Objectives: Large individual variability is documented for identification performance of native phones, especially in challenging situations. It is not known whether the ability to utilize cues available for phone identification is facilitated by cognitive abilities, thereby explaining a proportion of the individual variability. This study investigated the relationship between working memory capacity and identification of a few Malayalam phones in the absence of contextual cues among native listeners. Methods: Forty native listeners of Malayalam, aged between 18 and 25, participated in this study. Participants identified 8 Malayalam phones embedded in nonsense words. Working memory capacity was measured using tasks such as reading span, operation span, digit forward span, and digit backward span.
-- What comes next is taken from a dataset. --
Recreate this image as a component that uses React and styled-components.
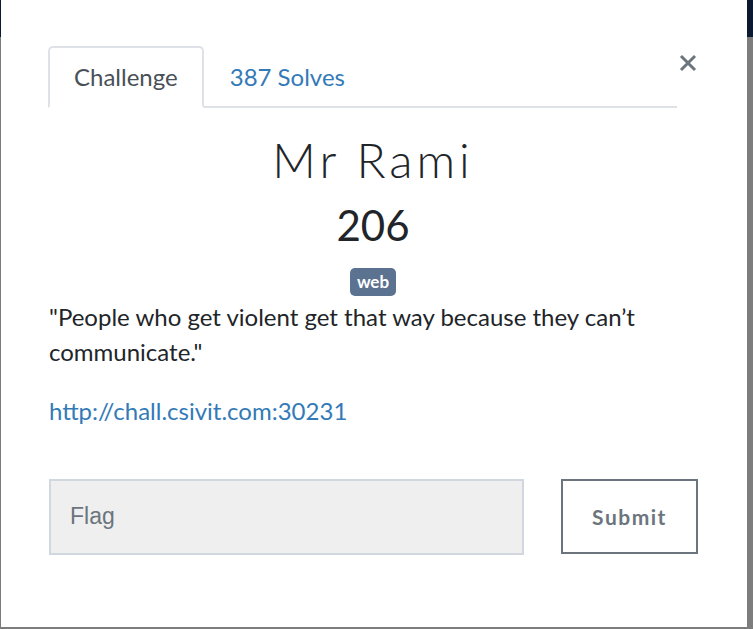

Identification score for each phone, total phone identification score (average identification score from 8 phones), and reaction time during identification were obtained. Results: Phone identification score of participants ranged from 57.8% to 99%. Pearson product moment correlation analysis showed a significant positive correlation between all measures of working memory capacity and total phone identification score, indicating that working memory capacity play a role in the identification of phones. Reaction time showed a significant negative correlation with digit backward span and operation span. The measures of working memory capacity accounted for 24.7% of the variability in phone identification score. Conclusion: Identification of phones in the absence of contextual cues increases the cognitive load. Therefore, higher working memory capacity might aid in native phone identification in difficult situations. This study reveals the top down influence of cognition on native speech perception.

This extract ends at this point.